# EXERCISE PROMPT
In your copy, include every line of the listing below exactly but none of the pictures.

# SUPPLIED MATERIAL
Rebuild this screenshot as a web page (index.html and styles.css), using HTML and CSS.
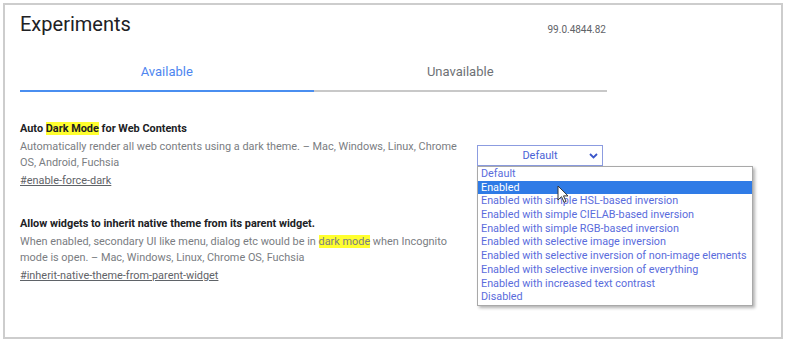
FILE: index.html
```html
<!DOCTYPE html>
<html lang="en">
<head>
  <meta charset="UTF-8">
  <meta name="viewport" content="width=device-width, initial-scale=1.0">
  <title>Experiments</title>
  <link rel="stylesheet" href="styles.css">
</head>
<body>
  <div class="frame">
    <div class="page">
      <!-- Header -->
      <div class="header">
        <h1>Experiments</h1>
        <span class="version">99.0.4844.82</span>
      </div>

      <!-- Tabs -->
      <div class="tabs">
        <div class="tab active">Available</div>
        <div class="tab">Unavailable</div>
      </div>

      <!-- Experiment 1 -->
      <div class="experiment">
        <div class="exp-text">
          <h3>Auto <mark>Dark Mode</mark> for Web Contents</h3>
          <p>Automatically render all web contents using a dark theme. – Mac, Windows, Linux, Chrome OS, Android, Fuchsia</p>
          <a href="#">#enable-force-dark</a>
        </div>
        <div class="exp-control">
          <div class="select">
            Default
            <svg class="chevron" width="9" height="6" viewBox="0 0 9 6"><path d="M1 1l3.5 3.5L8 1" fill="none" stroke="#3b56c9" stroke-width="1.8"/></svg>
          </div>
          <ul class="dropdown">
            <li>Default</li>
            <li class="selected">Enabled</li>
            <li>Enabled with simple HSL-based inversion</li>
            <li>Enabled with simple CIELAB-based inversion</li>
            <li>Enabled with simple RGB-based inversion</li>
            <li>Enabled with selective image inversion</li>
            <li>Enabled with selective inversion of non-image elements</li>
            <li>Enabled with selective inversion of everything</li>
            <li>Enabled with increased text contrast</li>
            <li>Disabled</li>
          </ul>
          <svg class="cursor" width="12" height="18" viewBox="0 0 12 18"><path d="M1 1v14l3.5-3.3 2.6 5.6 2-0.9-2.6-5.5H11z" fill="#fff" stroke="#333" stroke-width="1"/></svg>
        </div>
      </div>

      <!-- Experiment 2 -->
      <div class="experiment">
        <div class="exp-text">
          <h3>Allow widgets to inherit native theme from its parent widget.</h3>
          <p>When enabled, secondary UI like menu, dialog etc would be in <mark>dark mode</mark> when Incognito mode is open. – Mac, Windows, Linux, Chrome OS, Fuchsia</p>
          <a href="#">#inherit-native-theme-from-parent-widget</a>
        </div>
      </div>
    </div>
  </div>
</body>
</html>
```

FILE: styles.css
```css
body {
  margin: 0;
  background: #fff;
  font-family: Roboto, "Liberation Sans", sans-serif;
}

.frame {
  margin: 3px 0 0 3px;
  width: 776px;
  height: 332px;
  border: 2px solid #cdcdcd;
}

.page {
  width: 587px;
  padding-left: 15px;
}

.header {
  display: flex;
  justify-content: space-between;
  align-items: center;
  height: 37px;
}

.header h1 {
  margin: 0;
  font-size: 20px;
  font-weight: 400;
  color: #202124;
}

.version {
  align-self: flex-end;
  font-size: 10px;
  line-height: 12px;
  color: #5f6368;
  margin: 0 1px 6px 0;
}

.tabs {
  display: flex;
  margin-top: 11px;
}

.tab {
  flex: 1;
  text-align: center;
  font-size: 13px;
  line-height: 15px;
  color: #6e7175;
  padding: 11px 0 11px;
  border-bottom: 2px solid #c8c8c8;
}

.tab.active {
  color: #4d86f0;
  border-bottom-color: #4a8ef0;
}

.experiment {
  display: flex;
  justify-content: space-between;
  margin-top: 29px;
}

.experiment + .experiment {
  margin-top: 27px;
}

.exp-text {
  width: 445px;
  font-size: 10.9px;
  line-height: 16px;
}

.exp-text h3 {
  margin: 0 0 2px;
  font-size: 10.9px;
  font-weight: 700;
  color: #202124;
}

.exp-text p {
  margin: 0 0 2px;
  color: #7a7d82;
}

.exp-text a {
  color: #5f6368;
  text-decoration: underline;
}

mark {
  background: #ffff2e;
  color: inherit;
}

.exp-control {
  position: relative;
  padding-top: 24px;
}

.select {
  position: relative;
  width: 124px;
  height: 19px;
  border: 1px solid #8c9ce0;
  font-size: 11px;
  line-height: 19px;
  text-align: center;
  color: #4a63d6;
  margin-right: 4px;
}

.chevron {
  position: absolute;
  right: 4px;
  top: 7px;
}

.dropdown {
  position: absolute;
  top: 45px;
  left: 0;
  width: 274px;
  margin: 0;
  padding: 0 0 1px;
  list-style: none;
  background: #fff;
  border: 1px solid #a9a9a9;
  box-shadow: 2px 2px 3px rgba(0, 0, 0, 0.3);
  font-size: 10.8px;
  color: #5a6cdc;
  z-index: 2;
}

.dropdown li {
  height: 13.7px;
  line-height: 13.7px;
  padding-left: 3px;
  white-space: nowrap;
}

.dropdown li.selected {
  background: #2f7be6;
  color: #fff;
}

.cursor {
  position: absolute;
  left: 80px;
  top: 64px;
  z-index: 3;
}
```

# OUTPUT BELOW
Rebuild this screenshot as a web page (index.html and styles.css), using HTML and CSS.
FILE: index.html
```html
<!DOCTYPE html>
<html lang="en">
<head>
  <meta charset="UTF-8">
  <meta name="viewport" content="width=device-width, initial-scale=1.0">
  <title>Experiments</title>
  <link rel="stylesheet" href="styles.css">
</head>
<body>
  <div class="frame">
    <div class="page">
      <!-- Header -->
      <div class="header">
        <h1>Experiments</h1>
        <span class="version">99.0.4844.82</span>
      </div>

      <!-- Tabs -->
      <div class="tabs">
        <div class="tab active">Available</div>
        <div class="tab">Unavailable</div>
      </div>

      <!-- Experiment 1 -->
      <div class="experiment">
        <div class="exp-text">
          <h3>Auto <mark>Dark Mode</mark> for Web Contents</h3>
          <p>Automatically render all web contents using a dark theme. – Mac, Windows, Linux, Chrome OS, Android, Fuchsia</p>
          <a href="#">#enable-force-dark</a>
        </div>
        <div class="exp-control">
          <div class="select">
            Default
            <svg class="chevron" width="9" height="6" viewBox="0 0 9 6"><path d="M1 1l3.5 3.5L8 1" fill="none" stroke="#3b56c9" stroke-width="1.8"/></svg>
          </div>
          <ul class="dropdown">
            <li>Default</li>
            <li class="selected">Enabled</li>
            <li>Enabled with simple HSL-based inversion</li>
            <li>Enabled with simple CIELAB-based inversion</li>
            <li>Enabled with simple RGB-based inversion</li>
            <li>Enabled with selective image inversion</li>
            <li>Enabled with selective inversion of non-image elements</li>
            <li>Enabled with selective inversion of everything</li>
            <li>Enabled with increased text contrast</li>
            <li>Disabled</li>
          </ul>
          <svg class="cursor" width="12" height="18" viewBox="0 0 12 18"><path d="M1 1v14l3.5-3.3 2.6 5.6 2-0.9-2.6-5.5H11z" fill="#fff" stroke="#333" stroke-width="1"/></svg>
        </div>
      </div>

      <!-- Experiment 2 -->
      <div class="experiment">
        <div class="exp-text">
          <h3>Allow widgets to inherit native theme from its parent widget.</h3>
          <p>When enabled, secondary UI like menu, dialog etc would be in <mark>dark mode</mark> when Incognito mode is open. – Mac, Windows, Linux, Chrome OS, Fuchsia</p>
          <a href="#">#inherit-native-theme-from-parent-widget</a>
        </div>
      </div>
    </div>
  </div>
</body>
</html>
```

FILE: styles.css
```css
body {
  margin: 0;
  background: #fff;
  font-family: Roboto, "Liberation Sans", sans-serif;
}

.frame {
  margin: 3px 0 0 3px;
  width: 776px;
  height: 332px;
  border: 2px solid #cdcdcd;
}

.page {
  width: 587px;
  padding-left: 15px;
}

.header {
  display: flex;
  justify-content: space-between;
  align-items: center;
  height: 37px;
}

.header h1 {
  margin: 0;
  font-size: 20px;
  font-weight: 400;
  color: #202124;
}

.version {
  align-self: flex-end;
  font-size: 10px;
  line-height: 12px;
  color: #5f6368;
  margin: 0 1px 6px 0;
}

.tabs {
  display: flex;
  margin-top: 11px;
}

.tab {
  flex: 1;
  text-align: center;
  font-size: 13px;
  line-height: 15px;
  color: #6e7175;
  padding: 11px 0 11px;
  border-bottom: 2px solid #c8c8c8;
}

.tab.active {
  color: #4d86f0;
  border-bottom-color: #4a8ef0;
}

.experiment {
  display: flex;
  justify-content: space-between;
  margin-top: 29px;
}

.experiment + .experiment {
  margin-top: 27px;
}

.exp-text {
  width: 445px;
  font-size: 10.9px;
  line-height: 16px;
}

.exp-text h3 {
  margin: 0 0 2px;
  font-size: 10.9px;
  font-weight: 700;
  color: #202124;
}

.exp-text p {
  margin: 0 0 2px;
  color: #7a7d82;
}

.exp-text a {
  color: #5f6368;
  text-decoration: underline;
}

mark {
  background: #ffff2e;
  color: inherit;
}

.exp-control {
  position: relative;
  padding-top: 24px;
}

.select {
  position: relative;
  width: 124px;
  height: 19px;
  border: 1px solid #8c9ce0;
  font-size: 11px;
  line-height: 19px;
  text-align: center;
  color: #4a63d6;
  margin-right: 4px;
}

.chevron {
  position: absolute;
  right: 4px;
  top: 7px;
}

.dropdown {
  position: absolute;
  top: 45px;
  left: 0;
  width: 274px;
  margin: 0;
  padding: 0 0 1px;
  list-style: none;
  background: #fff;
  border: 1px solid #a9a9a9;
  box-shadow: 2px 2px 3px rgba(0, 0, 0, 0.3);
  font-size: 10.8px;
  color: #5a6cdc;
  z-index: 2;
}

.dropdown li {
  height: 13.7px;
  line-height: 13.7px;
  padding-left: 3px;
  white-space: nowrap;
}

.dropdown li.selected {
  background: #2f7be6;
  color: #fff;
}

.cursor {
  position: absolute;
  left: 80px;
  top: 64px;
  z-index: 3;
}
```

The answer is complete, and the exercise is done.